Shell necklace from the Early Copper Age (c. 3000 BC), made from pierced seashells and discovered in the dolmen of Cuesta de los Almendrillos near Alozaina (Málaga). Now displayed in the Museo de Málaga.
In a quiet display case in the Museo de Málaga lies something unexpectedly familiar: a necklace made entirely of small seashells. At first glance it looks almost modern — the kind of necklace you might see today in a seaside market.
Yet this one is about 5,000 years old.
The necklace was found in the dolmen of Cuesta de los Almendrillos, near Alozaina, and dates to the Early Copper Age. Each shell was carefully pierced and strung together into a long loop. Some are smooth, some still show their fine natural ridges, but together they form something unmistakable: jewelry.
And that is the first surprise.
When we look at this necklace, we are not looking at something strange from a distant prehistoric world. We are looking at something that would not feel out of place today. Walk through a coastal market anywhere around the Mediterranean and you will find shell necklaces that look remarkably similar.
Five thousand years have passed — yet the idea is exactly the same.
A Necklace Worn in Life
Objects like this often come from megalithic tombs, collective burial monuments built by early farming communities across Iberia. The dolmen at Cuesta de los Almendrillos was one such place. People were buried there together with objects that mattered to them: tools, pottery, and sometimes personal ornaments.

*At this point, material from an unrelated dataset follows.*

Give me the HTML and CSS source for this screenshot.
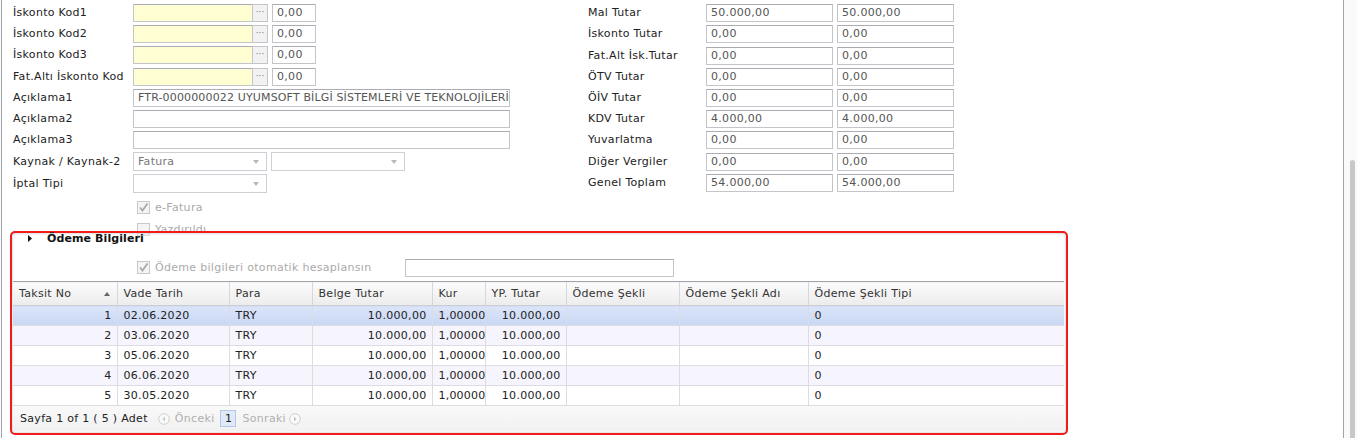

But a necklace like this was almost certainly not made for the tomb. It was worn in life.
Someone once gathered these shells, pierced them one by one, and threaded them onto a cord. Someone wore this around their neck — perhaps daily, perhaps on special occasions. Shells also hint at connections: they come from the sea, and inland communities often valued them precisely because they traveled from elsewhere.
The Familiarity of the Past
Standing in front of the display in the Museo de Málaga, the realization slowly settles in.
Humans still collect beautiful things from the sea.
We still pierce them.
We still string them together.
We still wear them.
Materials change — gold, silver, glass, plastic — but the impulse is identical. Jewelry is one of the most persistent human habits, appearing in cultures across the world and deep in the archaeological record.
This simple necklace reminds us that the people of the Copper Age were not so different from us.
Five thousand years ago, somewhere in southern Iberia, someone held a handful of shells and had the same simple thought many people have had since:
These would make a beautiful necklace.